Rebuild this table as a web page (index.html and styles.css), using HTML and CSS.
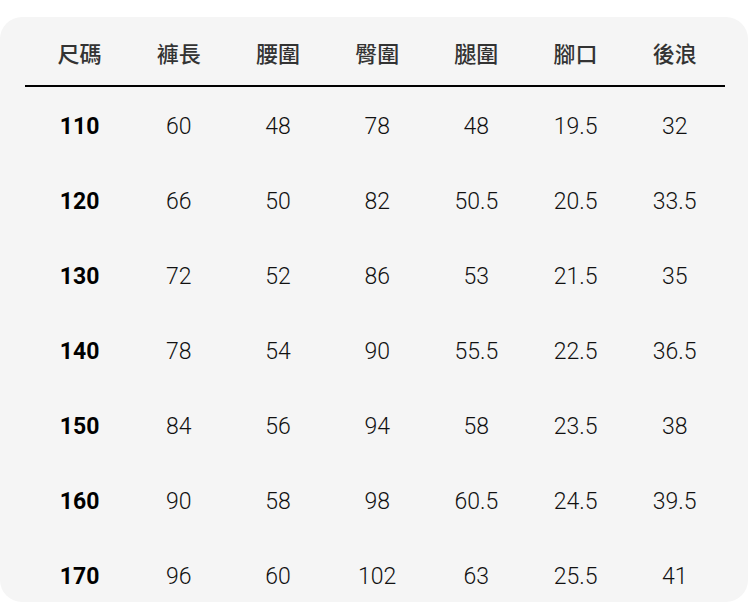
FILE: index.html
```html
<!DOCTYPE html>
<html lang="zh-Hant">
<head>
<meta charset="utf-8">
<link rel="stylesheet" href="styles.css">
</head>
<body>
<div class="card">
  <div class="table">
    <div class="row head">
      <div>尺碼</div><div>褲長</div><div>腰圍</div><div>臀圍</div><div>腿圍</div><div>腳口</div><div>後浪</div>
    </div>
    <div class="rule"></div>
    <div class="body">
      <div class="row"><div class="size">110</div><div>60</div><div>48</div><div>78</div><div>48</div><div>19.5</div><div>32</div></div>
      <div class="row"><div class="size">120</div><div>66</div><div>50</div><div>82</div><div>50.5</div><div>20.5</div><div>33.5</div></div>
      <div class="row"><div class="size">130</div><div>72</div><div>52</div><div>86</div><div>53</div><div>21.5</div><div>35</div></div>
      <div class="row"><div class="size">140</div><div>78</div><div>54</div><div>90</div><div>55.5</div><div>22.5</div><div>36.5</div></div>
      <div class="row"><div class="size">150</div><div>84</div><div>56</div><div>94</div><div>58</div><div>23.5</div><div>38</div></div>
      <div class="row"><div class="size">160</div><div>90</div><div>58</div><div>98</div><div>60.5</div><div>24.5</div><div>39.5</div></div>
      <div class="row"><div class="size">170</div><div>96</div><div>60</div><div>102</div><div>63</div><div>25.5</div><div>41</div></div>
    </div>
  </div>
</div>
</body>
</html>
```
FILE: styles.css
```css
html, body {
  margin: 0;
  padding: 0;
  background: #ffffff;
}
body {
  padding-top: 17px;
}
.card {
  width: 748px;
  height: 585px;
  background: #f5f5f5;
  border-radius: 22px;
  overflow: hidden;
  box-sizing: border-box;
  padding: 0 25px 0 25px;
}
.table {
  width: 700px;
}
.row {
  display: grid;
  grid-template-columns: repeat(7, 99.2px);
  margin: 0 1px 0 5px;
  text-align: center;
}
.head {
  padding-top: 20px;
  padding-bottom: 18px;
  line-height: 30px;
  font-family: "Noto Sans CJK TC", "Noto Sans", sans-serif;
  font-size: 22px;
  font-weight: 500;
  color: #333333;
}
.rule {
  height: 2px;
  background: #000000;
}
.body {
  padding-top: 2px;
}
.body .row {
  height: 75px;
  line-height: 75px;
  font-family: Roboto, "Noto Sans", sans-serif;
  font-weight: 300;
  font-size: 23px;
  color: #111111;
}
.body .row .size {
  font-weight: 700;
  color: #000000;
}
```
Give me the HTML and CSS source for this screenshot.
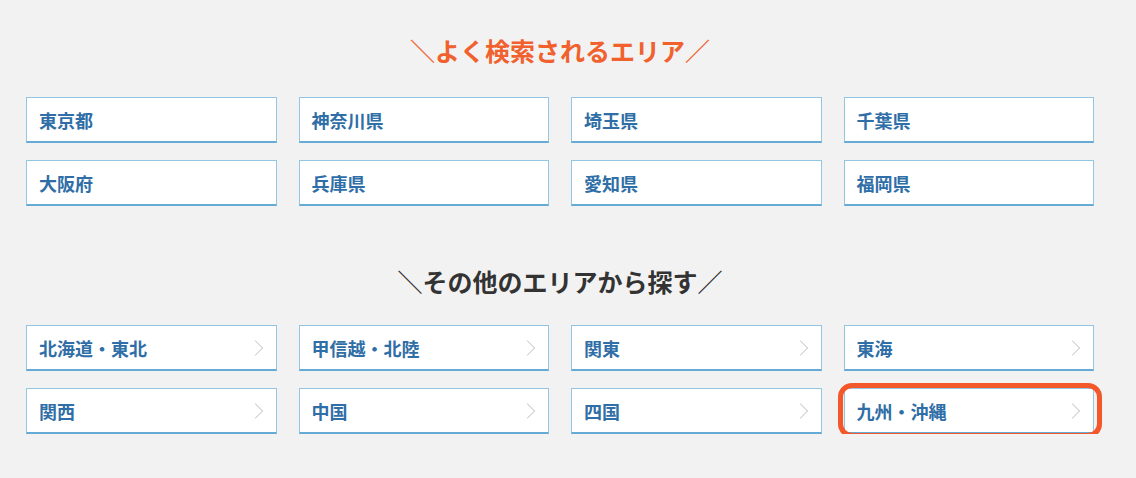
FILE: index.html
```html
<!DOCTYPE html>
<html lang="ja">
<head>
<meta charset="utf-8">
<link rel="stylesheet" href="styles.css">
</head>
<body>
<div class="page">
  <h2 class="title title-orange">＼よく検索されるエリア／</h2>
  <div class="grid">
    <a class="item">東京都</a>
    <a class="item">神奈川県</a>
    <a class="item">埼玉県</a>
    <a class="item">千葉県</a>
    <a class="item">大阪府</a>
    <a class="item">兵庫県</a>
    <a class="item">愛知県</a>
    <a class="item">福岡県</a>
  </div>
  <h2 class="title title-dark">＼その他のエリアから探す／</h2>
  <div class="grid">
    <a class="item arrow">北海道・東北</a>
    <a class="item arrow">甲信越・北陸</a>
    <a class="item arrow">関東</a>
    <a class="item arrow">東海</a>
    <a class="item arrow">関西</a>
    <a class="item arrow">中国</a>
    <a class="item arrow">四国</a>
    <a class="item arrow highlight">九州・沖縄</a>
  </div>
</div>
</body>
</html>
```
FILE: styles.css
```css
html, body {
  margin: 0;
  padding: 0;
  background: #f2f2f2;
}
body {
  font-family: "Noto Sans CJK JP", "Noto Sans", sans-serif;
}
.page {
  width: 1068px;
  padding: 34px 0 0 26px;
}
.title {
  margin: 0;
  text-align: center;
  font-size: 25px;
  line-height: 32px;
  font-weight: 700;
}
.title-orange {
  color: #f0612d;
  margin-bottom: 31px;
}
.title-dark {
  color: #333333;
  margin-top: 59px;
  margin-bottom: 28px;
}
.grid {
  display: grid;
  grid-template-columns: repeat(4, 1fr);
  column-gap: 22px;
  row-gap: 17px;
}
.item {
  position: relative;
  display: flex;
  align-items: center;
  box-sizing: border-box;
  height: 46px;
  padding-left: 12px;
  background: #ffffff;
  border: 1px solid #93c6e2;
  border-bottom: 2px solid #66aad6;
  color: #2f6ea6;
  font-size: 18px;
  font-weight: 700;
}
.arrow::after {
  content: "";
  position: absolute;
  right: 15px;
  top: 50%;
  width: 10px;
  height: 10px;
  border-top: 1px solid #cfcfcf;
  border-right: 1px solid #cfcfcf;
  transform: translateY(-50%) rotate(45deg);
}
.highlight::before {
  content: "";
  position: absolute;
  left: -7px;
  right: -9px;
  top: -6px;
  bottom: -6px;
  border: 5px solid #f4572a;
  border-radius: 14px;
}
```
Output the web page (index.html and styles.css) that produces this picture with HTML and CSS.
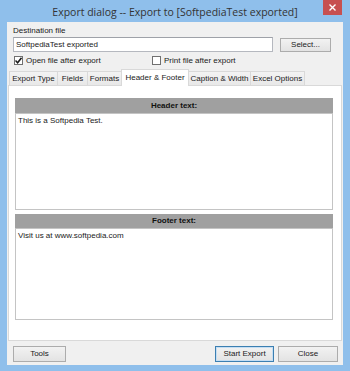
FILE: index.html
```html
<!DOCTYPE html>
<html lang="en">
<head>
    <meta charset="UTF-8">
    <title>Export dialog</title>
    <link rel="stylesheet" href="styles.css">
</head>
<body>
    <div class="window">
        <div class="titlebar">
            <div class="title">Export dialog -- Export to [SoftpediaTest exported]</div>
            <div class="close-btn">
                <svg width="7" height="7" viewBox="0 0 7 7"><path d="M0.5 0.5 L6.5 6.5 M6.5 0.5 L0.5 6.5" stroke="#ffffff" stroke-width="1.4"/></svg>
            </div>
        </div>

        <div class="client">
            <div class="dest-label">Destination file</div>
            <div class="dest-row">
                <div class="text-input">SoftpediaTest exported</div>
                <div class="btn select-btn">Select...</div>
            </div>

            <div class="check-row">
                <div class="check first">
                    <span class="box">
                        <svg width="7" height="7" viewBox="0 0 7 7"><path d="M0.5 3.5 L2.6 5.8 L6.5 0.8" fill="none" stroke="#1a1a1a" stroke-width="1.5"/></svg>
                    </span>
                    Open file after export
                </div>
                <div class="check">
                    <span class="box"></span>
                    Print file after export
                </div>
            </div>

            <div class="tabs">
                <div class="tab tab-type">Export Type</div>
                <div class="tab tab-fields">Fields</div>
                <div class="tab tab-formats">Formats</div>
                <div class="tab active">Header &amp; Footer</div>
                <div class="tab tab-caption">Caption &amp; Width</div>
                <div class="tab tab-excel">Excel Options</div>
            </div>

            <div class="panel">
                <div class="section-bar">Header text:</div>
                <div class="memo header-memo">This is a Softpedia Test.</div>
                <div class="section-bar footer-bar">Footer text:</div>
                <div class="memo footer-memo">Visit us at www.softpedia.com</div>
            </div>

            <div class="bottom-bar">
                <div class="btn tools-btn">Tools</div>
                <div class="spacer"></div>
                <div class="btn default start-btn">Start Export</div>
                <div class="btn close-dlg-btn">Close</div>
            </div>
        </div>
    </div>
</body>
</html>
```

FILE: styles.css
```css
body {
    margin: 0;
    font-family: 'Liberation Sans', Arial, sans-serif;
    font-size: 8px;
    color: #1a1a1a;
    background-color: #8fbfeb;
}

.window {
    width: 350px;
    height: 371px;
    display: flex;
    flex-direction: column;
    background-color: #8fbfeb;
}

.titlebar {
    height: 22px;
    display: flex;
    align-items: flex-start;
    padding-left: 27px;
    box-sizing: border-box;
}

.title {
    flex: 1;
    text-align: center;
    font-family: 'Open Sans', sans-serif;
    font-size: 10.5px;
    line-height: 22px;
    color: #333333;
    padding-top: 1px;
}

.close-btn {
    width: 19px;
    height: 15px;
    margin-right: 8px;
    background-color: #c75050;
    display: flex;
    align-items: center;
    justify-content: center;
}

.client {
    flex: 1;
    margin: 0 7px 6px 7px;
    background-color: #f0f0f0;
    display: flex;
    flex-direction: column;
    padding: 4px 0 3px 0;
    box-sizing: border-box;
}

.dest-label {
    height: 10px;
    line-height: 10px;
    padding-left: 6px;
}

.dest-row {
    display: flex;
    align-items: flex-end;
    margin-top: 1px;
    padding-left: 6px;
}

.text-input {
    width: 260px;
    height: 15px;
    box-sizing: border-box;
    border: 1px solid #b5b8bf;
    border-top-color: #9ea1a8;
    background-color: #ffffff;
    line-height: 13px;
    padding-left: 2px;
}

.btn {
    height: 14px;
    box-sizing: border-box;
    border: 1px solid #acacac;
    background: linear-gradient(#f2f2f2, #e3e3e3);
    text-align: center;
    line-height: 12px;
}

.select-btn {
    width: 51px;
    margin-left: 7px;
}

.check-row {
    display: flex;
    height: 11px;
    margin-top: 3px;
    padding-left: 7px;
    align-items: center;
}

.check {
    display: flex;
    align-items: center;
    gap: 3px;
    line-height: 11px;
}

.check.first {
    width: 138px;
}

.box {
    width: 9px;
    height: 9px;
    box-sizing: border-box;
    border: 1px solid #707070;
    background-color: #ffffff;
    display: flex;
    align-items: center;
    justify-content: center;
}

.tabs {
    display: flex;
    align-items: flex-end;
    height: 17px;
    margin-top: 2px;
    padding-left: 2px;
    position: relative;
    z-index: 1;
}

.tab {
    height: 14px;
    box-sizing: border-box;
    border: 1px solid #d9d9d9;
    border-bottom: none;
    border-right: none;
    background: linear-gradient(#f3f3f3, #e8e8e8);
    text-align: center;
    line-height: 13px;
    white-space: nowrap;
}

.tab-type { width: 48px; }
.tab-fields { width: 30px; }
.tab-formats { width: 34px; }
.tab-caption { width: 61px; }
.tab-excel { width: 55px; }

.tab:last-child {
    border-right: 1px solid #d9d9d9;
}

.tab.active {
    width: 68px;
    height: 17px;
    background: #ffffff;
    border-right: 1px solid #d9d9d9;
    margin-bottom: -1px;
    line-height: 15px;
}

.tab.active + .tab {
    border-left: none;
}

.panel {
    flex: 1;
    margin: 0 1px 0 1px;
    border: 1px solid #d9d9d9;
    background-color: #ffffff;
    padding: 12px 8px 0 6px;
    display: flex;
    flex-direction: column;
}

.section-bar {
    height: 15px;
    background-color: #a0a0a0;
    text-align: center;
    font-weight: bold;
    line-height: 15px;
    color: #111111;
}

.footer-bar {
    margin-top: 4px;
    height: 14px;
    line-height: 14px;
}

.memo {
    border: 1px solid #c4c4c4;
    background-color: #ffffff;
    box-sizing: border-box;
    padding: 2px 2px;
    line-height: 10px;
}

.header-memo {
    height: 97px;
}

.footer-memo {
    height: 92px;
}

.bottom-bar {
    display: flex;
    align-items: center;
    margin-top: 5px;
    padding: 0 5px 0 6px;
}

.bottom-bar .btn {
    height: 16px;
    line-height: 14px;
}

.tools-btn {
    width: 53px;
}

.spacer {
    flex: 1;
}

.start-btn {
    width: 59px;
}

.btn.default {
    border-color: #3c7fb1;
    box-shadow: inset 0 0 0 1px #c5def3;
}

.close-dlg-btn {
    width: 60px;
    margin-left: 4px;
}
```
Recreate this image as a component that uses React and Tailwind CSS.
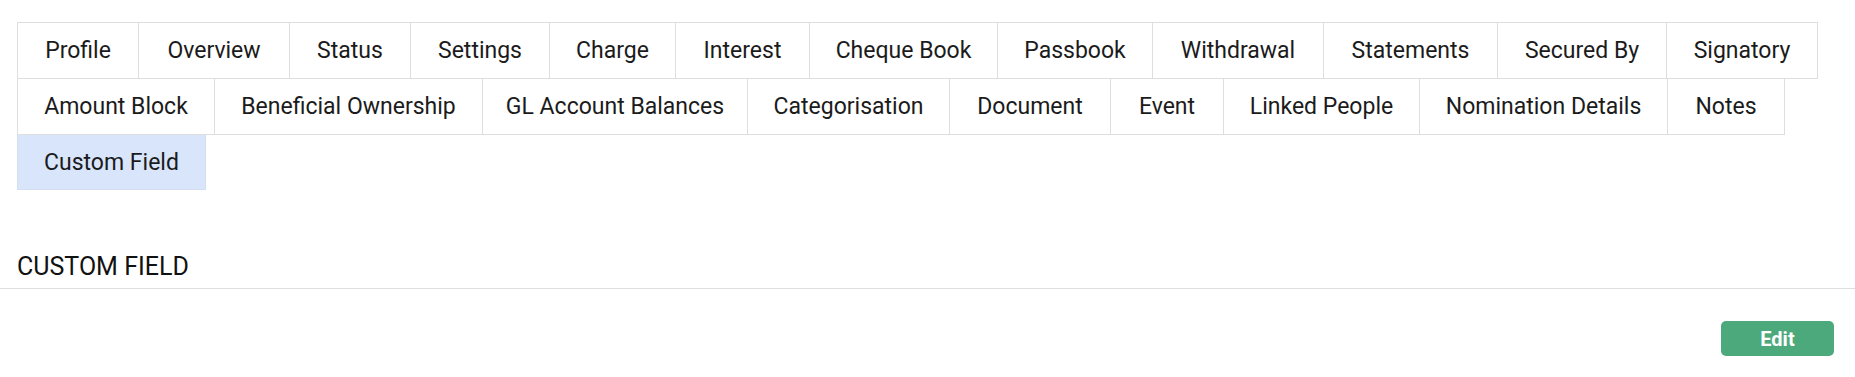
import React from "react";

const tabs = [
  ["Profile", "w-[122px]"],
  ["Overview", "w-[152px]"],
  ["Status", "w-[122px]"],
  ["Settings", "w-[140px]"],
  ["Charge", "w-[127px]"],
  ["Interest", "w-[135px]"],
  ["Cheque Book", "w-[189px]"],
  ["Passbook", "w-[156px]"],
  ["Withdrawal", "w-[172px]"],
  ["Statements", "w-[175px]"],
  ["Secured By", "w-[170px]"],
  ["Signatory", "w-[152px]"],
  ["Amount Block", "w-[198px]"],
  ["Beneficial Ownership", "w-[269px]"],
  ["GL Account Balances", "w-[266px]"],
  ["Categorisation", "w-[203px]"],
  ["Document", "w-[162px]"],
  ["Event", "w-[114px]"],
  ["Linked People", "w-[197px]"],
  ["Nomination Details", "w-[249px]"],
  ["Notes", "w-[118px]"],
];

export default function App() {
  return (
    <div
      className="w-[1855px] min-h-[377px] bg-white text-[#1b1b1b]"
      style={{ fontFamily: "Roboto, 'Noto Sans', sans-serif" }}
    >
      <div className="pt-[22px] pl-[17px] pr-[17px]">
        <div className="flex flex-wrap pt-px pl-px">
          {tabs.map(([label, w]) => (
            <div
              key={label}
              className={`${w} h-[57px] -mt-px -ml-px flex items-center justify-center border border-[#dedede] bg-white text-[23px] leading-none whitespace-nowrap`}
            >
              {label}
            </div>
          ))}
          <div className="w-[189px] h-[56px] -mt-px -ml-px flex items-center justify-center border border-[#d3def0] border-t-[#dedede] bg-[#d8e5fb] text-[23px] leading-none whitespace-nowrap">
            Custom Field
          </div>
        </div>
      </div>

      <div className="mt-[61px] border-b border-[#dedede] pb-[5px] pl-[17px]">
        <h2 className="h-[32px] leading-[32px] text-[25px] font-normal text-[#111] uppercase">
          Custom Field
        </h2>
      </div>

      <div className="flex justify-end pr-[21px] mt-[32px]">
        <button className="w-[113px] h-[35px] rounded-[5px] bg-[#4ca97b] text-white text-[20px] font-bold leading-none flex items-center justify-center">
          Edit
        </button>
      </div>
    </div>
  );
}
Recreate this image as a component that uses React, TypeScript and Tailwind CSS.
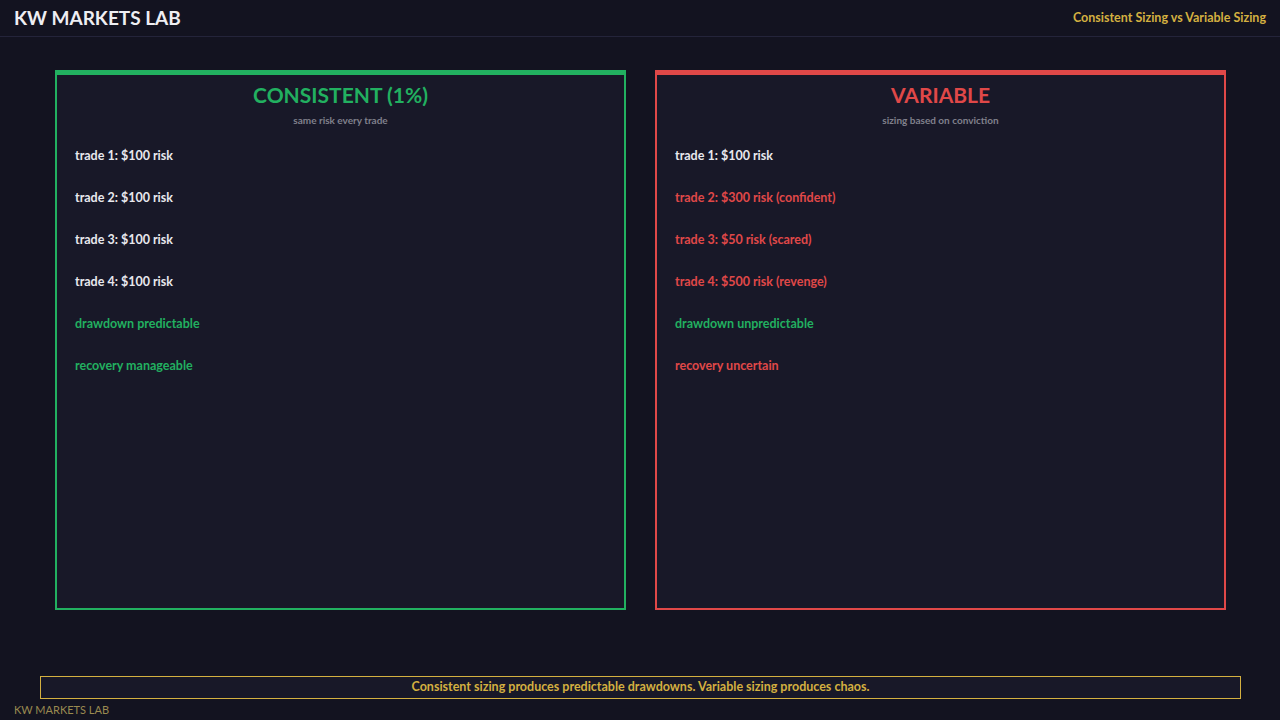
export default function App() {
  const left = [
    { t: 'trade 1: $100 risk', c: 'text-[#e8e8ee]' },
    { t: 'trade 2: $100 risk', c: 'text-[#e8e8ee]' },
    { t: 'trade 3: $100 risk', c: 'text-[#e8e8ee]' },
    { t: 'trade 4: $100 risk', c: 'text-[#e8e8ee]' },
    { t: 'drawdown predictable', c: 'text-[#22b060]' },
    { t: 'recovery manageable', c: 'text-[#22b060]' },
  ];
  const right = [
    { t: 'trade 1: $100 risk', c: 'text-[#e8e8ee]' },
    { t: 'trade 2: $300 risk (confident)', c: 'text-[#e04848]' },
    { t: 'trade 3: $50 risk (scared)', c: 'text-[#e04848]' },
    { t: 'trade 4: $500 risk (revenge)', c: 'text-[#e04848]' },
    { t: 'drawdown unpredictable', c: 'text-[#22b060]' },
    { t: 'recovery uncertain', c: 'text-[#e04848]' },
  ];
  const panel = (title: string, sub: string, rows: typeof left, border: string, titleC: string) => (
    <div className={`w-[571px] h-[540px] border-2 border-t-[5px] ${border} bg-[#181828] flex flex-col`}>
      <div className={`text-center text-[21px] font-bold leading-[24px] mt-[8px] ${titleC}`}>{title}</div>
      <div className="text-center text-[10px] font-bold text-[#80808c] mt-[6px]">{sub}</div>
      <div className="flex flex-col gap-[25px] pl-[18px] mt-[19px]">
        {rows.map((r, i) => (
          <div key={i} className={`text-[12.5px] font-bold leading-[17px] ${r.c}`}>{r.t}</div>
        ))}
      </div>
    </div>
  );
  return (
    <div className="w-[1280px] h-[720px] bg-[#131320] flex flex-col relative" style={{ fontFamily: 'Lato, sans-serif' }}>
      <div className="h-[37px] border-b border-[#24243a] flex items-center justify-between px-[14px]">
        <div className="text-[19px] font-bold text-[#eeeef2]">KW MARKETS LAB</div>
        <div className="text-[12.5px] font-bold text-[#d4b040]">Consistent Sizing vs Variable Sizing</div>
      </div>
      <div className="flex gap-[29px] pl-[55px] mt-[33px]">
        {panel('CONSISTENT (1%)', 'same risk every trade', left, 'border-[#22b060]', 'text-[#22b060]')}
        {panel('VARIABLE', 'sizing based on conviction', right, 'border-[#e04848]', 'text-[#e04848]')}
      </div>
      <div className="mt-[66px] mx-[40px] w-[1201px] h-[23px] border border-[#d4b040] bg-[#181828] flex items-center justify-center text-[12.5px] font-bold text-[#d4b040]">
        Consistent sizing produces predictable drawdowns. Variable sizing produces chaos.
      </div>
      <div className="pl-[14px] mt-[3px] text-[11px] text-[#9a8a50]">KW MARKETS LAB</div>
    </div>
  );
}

#### Problem statement:
Nothing but the lines from the one containing "Recreate this image as a component that uses React and" through the one containing "import React from" should appear in your copy, exactly as written and without pictures.

#### Finished exercise:
Recreate this image as a component that uses React and Tailwind CSS.
import React from "react";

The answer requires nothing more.